First Lady of Ukraine Olena Zelenska took part in the debate held under the urgent procedure at the plenary meeting of the second part of the session of the Parliamentary Assembly of the Council of Europe. During the meeting, a report was heard and a draft resolution was adopted on the situation of Ukrainian civilians, including children, forcibly displaced or resettled to the Russian Federation or to the Ukrainian territories under the effective control of the Russian Federation.
The draft resolution is being prepared within the PACE Committee on Migration, Refugees and Displaced Persons. The speaker is Paulo Pisco (Portugal, SOC).
The President's wife thanked the participants of the PACE plenary session for their attention to the issue of forced deportation of Ukrainian children.
"This topic is very painful for Ukraine. Thank you for joining the fight for our children and their childhood. We have a saying: "There are no other people's children". You prove it by being here now," the President's wife said.
Olena Zelenska told the stories of children abducted by the Russian occupiers. 12-year-old Sashko was with his mother Snizhana in Mariupol when the city was surrounded by the Russian military. Together they survived terrible shelling, lack of water, heat, hunger, and Sasha's injury. Until they were separated by the Russians. They were not even allowed to say goodbye. The boy was told that his mother had abandoned him. Sashko was rescued, but his mother is still in captivity of the Russian occupiers.
12-year-old Kira was also with her father in Mariupol when the Russians began to destroy the city. Her father, the former captain of the Ukrainian water polo team, Yevhen Obedinsky, was killed in the bombing. The girl was taken by the occupiers to Donetsk. Thanks to the enormous efforts of the state, public figures, and dozens of people who cared, Kira was returned to her grandparents.
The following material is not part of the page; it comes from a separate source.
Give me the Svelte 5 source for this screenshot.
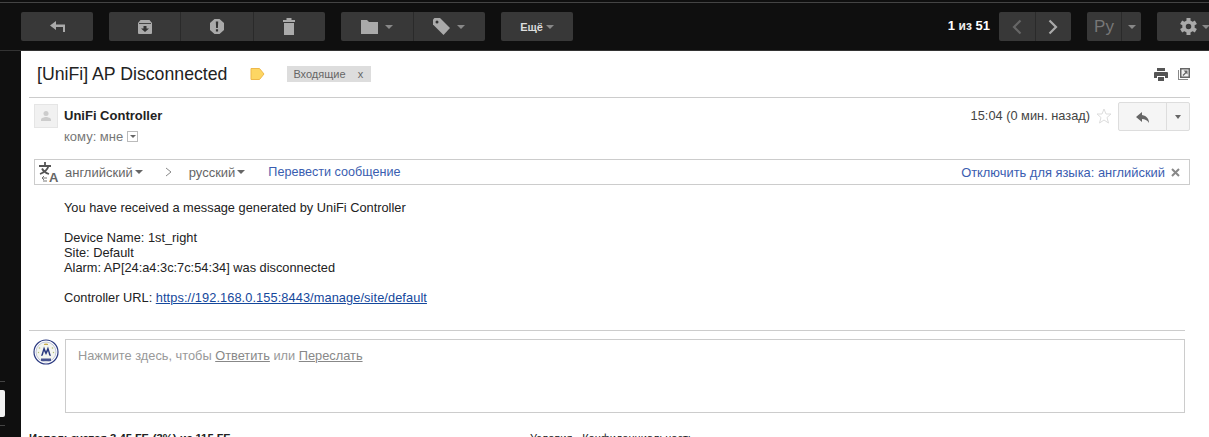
<script>
  const lines = [
    'Device Name: 1st_right',
    'Site: Default',
    'Alarm: AP[24:a4:3c:7c:54:34] was disconnected',
  ];
  const teeth = [0, 60, 120, 180, 240, 300];
</script>

<div class="page">
  <header class="toolbar">
    <div class="btn-group w72">
      <button class="btn">
        <svg width="15" height="11" viewBox="0 0 15 11"><path d="M6 0 0 4.500 6 9V6h7v5h2V3.500H6z" fill="#aaa"/></svg>
      </button>
    </div>
    <div class="btn-group w216">
      <button class="btn">
        <svg width="14" height="14" viewBox="0 0 14 14"><path d="M2.500 0h9L14 3v10a1 1 0 0 1-1 1H1a1 1 0 0 1-1-1V3z" fill="#aaa"/><path d="M1 3.500h12" stroke="#444"/><path d="M5.500 6h3v2.500H11l-4 3.500-4-3.500h2.500z" fill="#333"/></svg>
      </button>
      <button class="btn">
        <svg width="14" height="15" viewBox="0 0 14 15"><path d="M4.500 0h5L14 4v7l-4.500 4h-5L0 11V4z" fill="#aaa"/><path d="M5.800 2.500h2.400l-.3 6.500H6.100zM5.900 10.300h2.200v2.200H5.900z" fill="#333"/></svg>
      </button>
      <button class="btn">
        <svg width="12" height="17" viewBox="0 0 12 17"><path d="M0 2h3.500V0h5v2H12v2H0zM1 5h10v12H1z" fill="#aaa"/></svg>
      </button>
    </div>
    <div class="btn-group w144">
      <button class="btn">
        <svg width="17" height="14" viewBox="0 0 17 14"><path d="M0 0h6l2 2h9v12H0z" fill="#aaa"/></svg>
        <i class="caret"></i>
      </button>
      <button class="btn">
        <svg width="17" height="17" viewBox="0 0 17 17"><path d="M0 1.500 1.500 0H7l10 10-6.500 7L0 6.500z" fill="#aaa"/><circle cx="4" cy="4" r="1.500" fill="#333"/></svg>
        <i class="caret"></i>
      </button>
    </div>
    <div class="btn-group w72">
      <button class="btn more">Ещё <i class="caret"></i></button>
    </div>
    <div class="pager">
      <span class="count">1 <span class="thin">из</span> 51</span>
      <div class="btn-group w72">
        <button class="btn">
          <svg width="10" height="16" viewBox="0 0 10 16"><path d="M8.500 1.500 2 8l6.500 6.500" fill="none" stroke="#666" stroke-width="2.200"/></svg>
        </button>
        <button class="btn">
          <svg width="10" height="16" viewBox="0 0 10 16"><path d="M1.500 1.500 8 8l-6.500 6.500" fill="none" stroke="#aaa" stroke-width="2.200"/></svg>
        </button>
      </div>
      <div class="btn-group lang">
        <button class="btn ru">Ру</button>
        <button class="btn narrow"><i class="caret"></i></button>
      </div>
      <div class="btn-group gear">
        <button class="btn">
          <svg width="17" height="17" viewBox="0 0 17 17">
            {#each teeth as angle}
              <rect x="6.500" y="0" width="4" height="4" fill="#aaa" transform="rotate({angle} 8.500 8.500)" />
            {/each}
            <circle cx="8.500" cy="8.500" r="4.500" fill="none" stroke="#aaa" stroke-width="3.500"/>
          </svg>
          <i class="caret"></i>
        </button>
      </div>
    </div>
  </header>

  <div class="columns">
    <aside class="rail">
      <div class="rail-line"></div>
      <div class="rail-box"></div>
      <div class="rail-line"></div>
    </aside>

    <main class="content">
      <div class="subject-row">
        <h1>[UniFi] AP Disconnected</h1>
        <svg class="flag" width="15" height="12" viewBox="0 0 15 12"><path d="M1 .500h8.500L14 6l-4.500 5.500H1z" fill="#fdd663" stroke="#eeb84a"/></svg>
        <span class="label">Входящие <span class="x">x</span></span>
        <div class="subject-icons">
          <svg width="14" height="13" viewBox="0 0 14 13"><path d="M3 0h8v3H3zM1 4h12a1 1 0 0 1 1 1v5h-3V8H3v2H0V5a1 1 0 0 1 1-1zM4 9h6v4H4z" fill="#555"/></svg>
          <svg width="12" height="12" viewBox="0 0 12 12"><path d="M2 0h10v10H2z" fill="#666"/><path d="M0 2v10h10v-1H1V2z" fill="#888"/><path d="M3.500 1.500h7v7h-7z" fill="#f2f2f2"/><path d="M5.500 2.500h4v4L8.200 5.200 5.400 8 4.500 7.100 7.300 4.300z" fill="#666"/></svg>
        </div>
      </div>

      <div class="sender">
        <div class="avatar">
          <svg width="12" height="12" viewBox="0 0 12 12"><circle cx="6" cy="3.500" r="2.500" fill="#ccc"/><path d="M1 11V9.500C1 8 4 7 6 7s5 1 5 2.500V11z" fill="#ccc"/></svg>
        </div>
        <div class="who">
          <div class="name">UniFi Controller</div>
          <div class="to">кому: мне <span class="tiny-drop"><i></i></span></div>
        </div>
        <div class="meta">
          <span class="time">15:04 (0 мин. назад)</span>
          <svg width="16" height="16" viewBox="0 0 16 16"><path d="m8 1 2 5h5l-4 3.500 1.500 5.500L8 12l-4.500 3L5 9.500 1 6h5z" fill="none" stroke="#ddd"/></svg>
          <div class="reply-split">
            <button class="reply-main">
              <svg width="14" height="12" viewBox="0 0 14 12"><path d="M6 0 0 5l6 5V7c3 0 5 1 7 4 0-4-2-7-7-8z" fill="#666"/></svg>
            </button>
            <button class="reply-more"><i></i></button>
          </div>
        </div>
      </div>

      <div class="translate">
        <svg class="tr-icon" width="21" height="22" viewBox="0 0 21 22">
          <path d="M0 5h12M6 1v4M9.500 5C8.500 8.500 5 11.500 1 13M3 7.500c1 2 4 4.500 7 5.500" fill="none" stroke="#555" stroke-width="1.800"/>
          <path d="M8 17H3.500M5 15l-2 2 2 2M4 20h4" fill="none" stroke="#777"/>
          <text x="10" y="21" class="tr-a">A</text>
        </svg>
        <span class="lang-name first">английский</span><i class="tr-caret"></i>
        <svg class="chev" width="7" height="10" viewBox="0 0 7 10"><path d="m1 1 5 4-5 4" fill="none" stroke="#888"/></svg>
        <span class="lang-name">русский</span><i class="tr-caret"></i>
        <a class="tr-link go" href="#top">Перевести сообщение</a>
        <a class="tr-link off" href="#top">Отключить для языка: английский</a>
        <svg class="tr-close" width="9" height="9" viewBox="0 0 9 9"><path d="m1 1 7 7M8 1 1 8" stroke="#888" stroke-width="2"/></svg>
      </div>

      <div class="body">
        <p>You have received a message generated by UniFi Controller</p>
        <p>
          {#each lines as line}
            {line}<br />
          {/each}
        </p>
        <p>Controller URL: <a href="#top">https://192.168.0.155:8443/manage/site/default</a></p>
      </div>

      <div class="reply-area">
        <svg class="me" width="26" height="26" viewBox="0 0 26 26">
          <circle cx="13" cy="13" r="12" fill="#fff" stroke="#2b3a80" stroke-width="1.200"/>
          <circle cx="13" cy="13" r="10" fill="#f4f5f0" stroke="#9aa3c4" stroke-width=".6"/>
          <path d="M8 17 11 7.500l2 5 2-5L18 17l-1.800-.4L15 12l-2 4-2-4-1.200 4.600z" fill="#2b3a80"/>
          <path d="M8 19.500h10V22H8z" fill="#46528f"/>
          <path d="M11 6h4v-1.500l-1 .7-1-1.200-1 1.200-1-.7z" fill="#c9ab4a"/>
          <circle cx="6.500" cy="9" r=".8" fill="#b5c07a"/>
          <circle cx="19.500" cy="9" r=".8" fill="#b5c07a"/>
          <circle cx="5.500" cy="13.500" r=".7" fill="#b5c07a"/>
          <circle cx="20.500" cy="13.500" r=".7" fill="#b5c07a"/>
        </svg>
        <div class="reply-box">
          Нажмите здесь, чтобы <u>Ответить</u> или <u>Переслать</u>
        </div>
      </div>

      <footer class="foot">
        <span class="used">Используется 3,45 ГБ (3%) из 115 ГБ</span>
        <span class="terms">Условия - Конфиденциальность</span>
      </footer>
    </main>
  </div>
</div>

<style>
  :global(body) {
    margin: 0;
    background: #0f0f0f;
  }
  .page {
    width: 1209px;
    height: 437px;
    overflow: hidden;
    font-family: "Liberation Sans", Arial, sans-serif;
    font-size: 12px;
    color: #222;
    display: flex;
    flex-direction: column;
  }
  .toolbar {
    margin-top: 2px;
    border-top: 1px solid #444;
    background: #0f0f0f;
    display: flex;
    gap: 16px;
    padding: 9px 0 0 21px;
    box-sizing: border-box;
    height: 49px;
    flex-shrink: 0;
    border-bottom: 1px solid #333;
  }
  .btn-group {
    display: flex;
    height: 29px;
    background: #383838;
    border-radius: 2px;
    flex-shrink: 0;
  }
  .w72 { width: 72px; }
  .w216 { width: 216px; }
  .w144 { width: 144px; }
  .btn {
    flex: 1;
    border: 0;
    background: none;
    padding: 0;
    display: flex;
    align-items: center;
    justify-content: center;
    gap: 7px;
    border-left: 1px solid #2a2a2a;
    font-family: inherit;
  }
  .btn:first-child {
    border-left: 0;
  }
  .caret {
    width: 0;
    height: 0;
    border-left: 4px solid transparent;
    border-right: 4px solid transparent;
    border-top: 4px solid #888;
  }
  .more {
    color: #ddd;
    font-size: 11px;
    font-weight: bold;
    gap: 3px;
  }
  .pager {
    margin-left: auto;
    display: flex;
    gap: 16px;
    align-items: flex-start;
    margin-right: -8px;
  }
  .count {
    color: #fff;
    font-weight: bold;
    font-size: 13px;
    line-height: 27px;
    margin-right: -7px;
  }
  .thin {
    font-size: 12px;
    color: #eee;
  }
  .lang {
    width: 54px;
  }
  .ru {
    flex: none;
    width: 34px;
    color: #777;
    font-size: 17px;
  }
  .narrow {
    flex: 1;
  }
  .gear {
    width: 60px;
  }
  .gear .btn {
    gap: 5px;
    justify-content: flex-end;
    padding-right: 7px;
  }
  .columns {
    flex: 1;
    display: flex;
    min-height: 0;
  }
  .rail {
    width: 21px;
    flex-shrink: 0;
    padding-top: 330px;
    box-sizing: border-box;
  }
  .rail-line {
    width: 5px;
    height: 1px;
    background: #444;
  }
  .rail-box {
    width: 5px;
    height: 27px;
    margin: 8px 0;
    background: #f2f2f2;
    border-radius: 0 2px 2px 0;
  }
  .content {
    flex: 1;
    background: #fff;
    min-width: 0;
    padding: 0 19px 0 8px;
  }
  .subject-row {
    height: 47px;
    box-sizing: border-box;
    display: flex;
    align-items: center;
    border-bottom: 1px solid #ccc;
    padding: 0 0 0 8px;
  }
  h1 {
    margin: 0;
    font-size: 17.700px;
    font-weight: normal;
    color: #222;
  }
  .flag {
    margin-left: 23px;
  }
  .label {
    margin-left: 22px;
    width: 84px;
    height: 16px;
    line-height: 17px;
    box-sizing: border-box;
    padding-left: 6px;
    background: #ddd;
    color: #666;
    font-size: 11px;
  }
  .x {
    margin-left: 9px;
  }
  .subject-icons {
    margin-left: auto;
    display: flex;
    gap: 10px;
    align-items: center;
  }
  .sender {
    display: flex;
    padding: 6px 0 0 5px;
    height: 55px;
    box-sizing: border-box;
    align-items: flex-start;
  }
  .avatar {
    width: 24px;
    height: 24px;
    background: #f1f1f1;
    border: 1px solid #e5e5e5;
    box-sizing: border-box;
    display: flex;
    align-items: center;
    justify-content: center;
  }
  .who {
    margin-left: 6px;
  }
  .name {
    font-weight: bold;
    font-size: 13px;
    line-height: 15px;
    margin-top: 4px;
  }
  .to {
    color: #777;
    font-size: 13px;
    line-height: 15px;
    margin-top: 6px;
    display: flex;
    align-items: center;
    gap: 5px;
  }
  .tiny-drop {
    width: 11px;
    height: 11px;
    border: 1px solid #bbb;
    box-sizing: border-box;
    display: flex;
    align-items: center;
    justify-content: center;
    margin-left: -1px;
  }
  .tiny-drop i {
    border-left: 3px solid transparent;
    border-right: 3px solid transparent;
    border-top: 3px solid #666;
  }
  .meta {
    margin-left: auto;
    display: flex;
    align-items: flex-start;
    gap: 6px;
    margin-top: -2px;
  }
  .time {
    color: #444;
    font-size: 12.800px;
    line-height: 15px;
    margin-top: 6px;
  }
  .meta svg:first-of-type {
    margin-top: 6px;
  }
  .reply-split {
    display: flex;
    height: 29px;
    width: 72px;
    border: 1px solid #ddd;
    border-radius: 2px;
    box-sizing: border-box;
    background: #f5f5f5;
  }
  .reply-main {
    width: 48px;
    border: 0;
    border-right: 1px solid #ddd;
    background: none;
    padding: 0;
  }
  .reply-more {
    flex: 1;
    border: 0;
    background: none;
    padding: 0;
    display: flex;
    align-items: center;
    justify-content: center;
  }
  .reply-more i {
    border-left: 3.500px solid transparent;
    border-right: 3.500px solid transparent;
    border-top: 4px solid #666;
  }
  .translate {
    margin: 6px 0 0 5px;
    height: 26px;
    border: 1px solid #ccc;
    box-sizing: border-box;
    display: flex;
    align-items: center;
    color: #666;
    font-size: 13px;
    padding: 0 9px 0 4px;
  }
  .tr-icon {
    flex-shrink: 0;
    overflow: visible;
  }
  .tr-a {
    font-size: 13px;
    font-weight: bold;
    fill: #666;
  }
  .lang-name.first {
    margin-left: 5px;
  }
  .tr-caret {
    margin-left: 2px;
    border-left: 4px solid transparent;
    border-right: 4px solid transparent;
    border-top: 4px solid #666;
  }
  .chev {
    margin: 0 17px 0 22px;
  }
  .tr-link {
    color: #3a5db0;
    text-decoration: none;
    font-size: 12.900px;
  }
  .go {
    margin-left: 23px;
    font-size: 12.600px;
  }
  .off {
    margin-left: auto;
  }
  .tr-close {
    margin-left: 6px;
  }
  .body {
    margin: 15px 0 0 35px;
    font-size: 12.800px;
    line-height: 15px;
    color: #222;
  }
  .body p {
    margin: 0 0 15px;
  }
  .body a {
    color: #15489c;
    letter-spacing: 0.08px;
  }
  .reply-area {
    margin: 25px 5px 0 0;
    border-top: 1px solid #ccc;
    padding: 8px 0 0 5px;
    display: flex;
    gap: 6px;
    align-items: flex-start;
  }
  .me {
    margin-left: -1px;
    flex-shrink: 0;
  }
  .reply-box {
    flex: 1;
    height: 74px;
    border: 1px solid #ccc;
    box-sizing: border-box;
    padding: 8px 12px;
    color: #999;
    font-size: 12.800px;
    line-height: 15px;
  }
  .reply-box u {
    color: #888;
  }
  .foot {
    margin-top: 19px;
    display: flex;
    font-size: 11px;
    line-height: 13px;
    color: #222;
  }
  .used {
    font-weight: bold;
    font-size: 11.300px;
    width: 501px;
    flex-shrink: 0;
    white-space: nowrap;
  }
</style>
Another family - father Yevhen, son Matvii, little Sviatoslav and Oleksandra - is also from Mariupol. After the destruction of the city, the occupiers began the process of so-called filtration of the surviving residents. Dad was thrown into prison, and the children were taken to an orphanage. For several months they knew nothing about each other. The children were found in a boarding house near Moscow on the eve of their adoption by Russians.
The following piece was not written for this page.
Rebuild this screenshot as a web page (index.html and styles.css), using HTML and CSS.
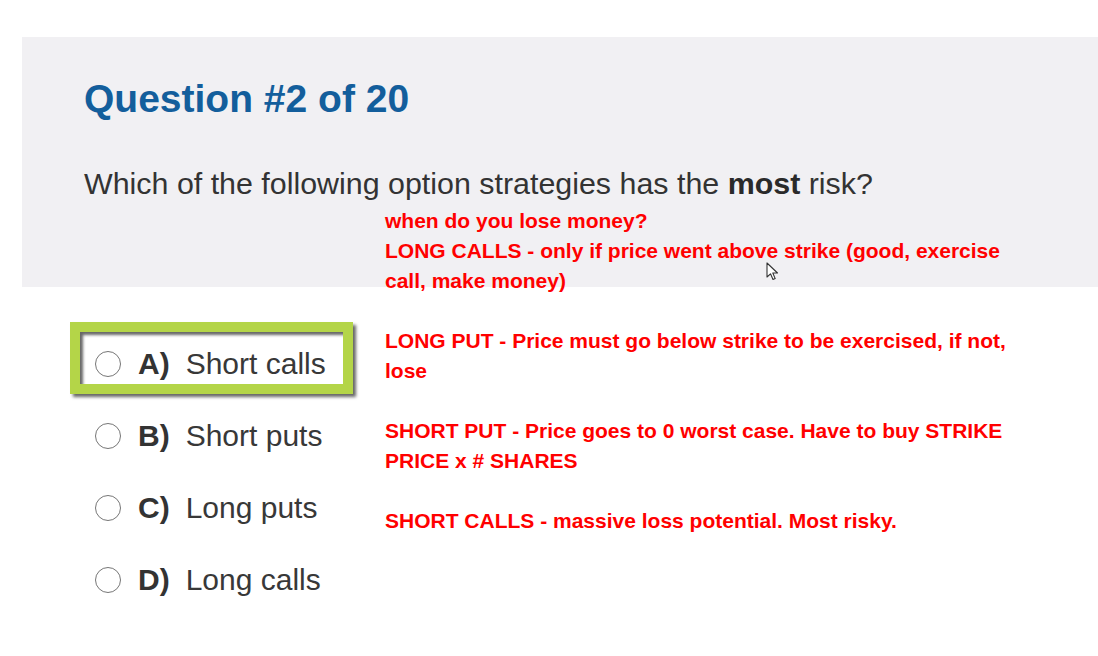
FILE: index.html
```html
<!DOCTYPE html>
<html>
<head>
<meta charset="utf-8">
<link rel="stylesheet" href="styles.css">
</head>
<body>
<div class="page">
  <section class="panel">
    <h1 class="title">Question #2 of 20</h1>
    <p class="question">Which of the following option strategies has the <b>most</b> risk?</p>
  </section>

  <ul class="options">
    <li class="option highlight"><span class="radio"></span><span class="letter">A)</span><span class="text">Short calls</span></li>
    <li class="option"><span class="radio"></span><span class="letter">B)</span><span class="text">Short puts</span></li>
    <li class="option"><span class="radio"></span><span class="letter">C)</span><span class="text">Long puts</span></li>
    <li class="option"><span class="radio"></span><span class="letter">D)</span><span class="text">Long calls</span></li>
  </ul>

  <div class="notes">
    <p>when do you lose money?<br>LONG CALLS - only if price went above strike (good, exercise call, make money)</p>
    <p>LONG PUT - Price must go below strike to be exercised, if not, lose</p>
    <p>SHORT PUT - Price goes to 0 worst case. Have to buy STRIKE PRICE x # SHARES</p>
    <p>SHORT CALLS - massive loss potential. Most risky.</p>
  </div>

  <svg class="cursor" width="13" height="20" viewBox="0 0 13 20">
    <path d="M1 1 L1 15 L4.5 11.8 L7 17.5 L9.2 16.6 L6.8 11 L11.5 11 Z" fill="#fff" stroke="#333" stroke-width="1.1" stroke-linejoin="round"/>
  </svg>
</div>
</body>
</html>
```

FILE: styles.css
```css
* { box-sizing: border-box; }
html, body { margin: 0; padding: 0; background: #ffffff; }
body { font-family: "Liberation Sans", Arial, sans-serif; }

.page {
  position: relative;
  width: 1098px;
  height: 656px;
  overflow: hidden;
}

.panel {
  margin: 37px 0 0 22px;
  height: 250px;
  background: #f1f0f3;
  padding: 40px 0 0 62px;
}

.title {
  margin: 0;
  font-size: 39px;
  line-height: 44px;
  font-weight: bold;
  color: #135e9c;
}

.question {
  margin: 44px 0 0 0;
  font-size: 30.4px;
  line-height: 36px;
  color: #333333;
}
.question b { color: #2a2a2a; }

.options {
  list-style: none;
  margin: 35px 0 0 70px;
  padding: 0;
  display: flex;
  flex-direction: column;
  align-items: flex-start;
}

.option {
  display: flex;
  align-items: center;
  height: 72px;
  border: 10px solid transparent;
  padding: 12px 17px 0 15px;
  font-size: 30px;
  color: #383838;
}
.option > * { line-height: 40px; }

.highlight {
  border-color: #b4d548;
  box-shadow: 3px 3px 3px rgba(0,0,0,0.6), inset 3px 3px 3px rgba(0,0,0,0.6);
}

.radio {
  display: inline-block;
  width: 26px;
  height: 26px;
  border: 1.6px solid #767676;
  border-radius: 50%;
  background: #fff;
  margin-right: 17px;
}

.letter {
  font-weight: bold;
  margin-right: 16px;
  color: #333;
}

.notes {
  position: absolute;
  left: 385px;
  top: 206px;
  width: 640px;
  color: #ff0000;
  font-weight: bold;
  font-size: 21px;
  line-height: 30px;
}
.notes p { margin: 0 0 30px 0; }

.cursor {
  position: absolute;
  left: 766px;
  top: 262px;
}
```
"These stories show all this terrible technology, how the occupiers abduct Ukrainian children. Most often, by killing their parents or forcibly separating them from their families. They also take away entire orphanages and boarding schools," the First Lady said.
She emphasized that these are stories with a good ending, when the children were returned. There are currently 361 of them.
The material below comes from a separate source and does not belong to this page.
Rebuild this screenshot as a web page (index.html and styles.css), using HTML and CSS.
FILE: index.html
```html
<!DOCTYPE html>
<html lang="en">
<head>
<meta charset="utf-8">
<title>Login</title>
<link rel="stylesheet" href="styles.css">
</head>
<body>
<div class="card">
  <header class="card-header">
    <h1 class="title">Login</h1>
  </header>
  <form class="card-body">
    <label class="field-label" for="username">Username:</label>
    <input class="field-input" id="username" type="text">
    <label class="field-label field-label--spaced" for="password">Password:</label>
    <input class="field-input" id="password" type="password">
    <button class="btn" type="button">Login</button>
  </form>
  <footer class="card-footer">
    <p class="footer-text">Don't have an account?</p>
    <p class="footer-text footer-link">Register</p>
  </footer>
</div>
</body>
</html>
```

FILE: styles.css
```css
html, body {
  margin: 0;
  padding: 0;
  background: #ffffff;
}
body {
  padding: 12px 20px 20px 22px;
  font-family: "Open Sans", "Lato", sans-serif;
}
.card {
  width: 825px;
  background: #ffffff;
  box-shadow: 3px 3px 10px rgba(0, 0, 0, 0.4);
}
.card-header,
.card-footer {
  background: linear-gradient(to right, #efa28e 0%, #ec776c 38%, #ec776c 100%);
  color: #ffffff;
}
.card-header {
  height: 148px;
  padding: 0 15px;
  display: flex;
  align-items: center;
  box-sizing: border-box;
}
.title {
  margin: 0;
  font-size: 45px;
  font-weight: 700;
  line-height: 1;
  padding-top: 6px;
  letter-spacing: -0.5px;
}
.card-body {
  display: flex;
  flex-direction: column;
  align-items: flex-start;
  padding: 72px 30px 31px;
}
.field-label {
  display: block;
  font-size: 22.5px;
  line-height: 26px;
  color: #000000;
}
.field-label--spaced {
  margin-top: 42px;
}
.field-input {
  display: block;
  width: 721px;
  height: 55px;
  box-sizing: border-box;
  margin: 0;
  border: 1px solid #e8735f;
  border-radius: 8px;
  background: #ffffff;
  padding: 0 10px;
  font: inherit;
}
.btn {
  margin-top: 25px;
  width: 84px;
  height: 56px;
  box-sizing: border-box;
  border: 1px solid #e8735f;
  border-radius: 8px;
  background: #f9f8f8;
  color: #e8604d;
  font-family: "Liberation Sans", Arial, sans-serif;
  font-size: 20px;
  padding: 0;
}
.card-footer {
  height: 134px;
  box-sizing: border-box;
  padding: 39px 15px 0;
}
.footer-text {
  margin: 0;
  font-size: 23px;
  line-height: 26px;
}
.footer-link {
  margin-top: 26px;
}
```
"But there is a figure that is even more appalling - 19,390. This is the number of children who are still in Russian captivity. And this is only the data that has been confirmed. But even this number is not final, because what happens to children in the occupied territories is unknown. Behind each figure is a broken life not only of a child, but also of his or her entire family, of all those who have not had peace for months," Olena Zelenska noted.
"This is violence that is going on right now. Because right now, some child, like Sashko, is being lied to, that he is not needed, that he has been abandoned. Some child, like Kira, is crying for her parents who were killed in front of her eyes. Some children, like Matvii and his sisters, are being prepared for forced adoption. Right now they have no contact with their loved ones," she added.
The President's wife emphasized that every day, every hour in captivity breaks the psyche of children and families, costs health and lives. Therefore, Ukraine needs not only the world's concern, but also all possible effective assistance for their liberation.
"I ask you to treat this as a challenge to all our common values. Our idea of good and evil. This is the case when salvation is possible only through the efforts of the whole world. Let us become such a world for our children. Let's make them believe in the world and its people again, so that after everything they have been through, they can regain their trust," Olena Zelenska said.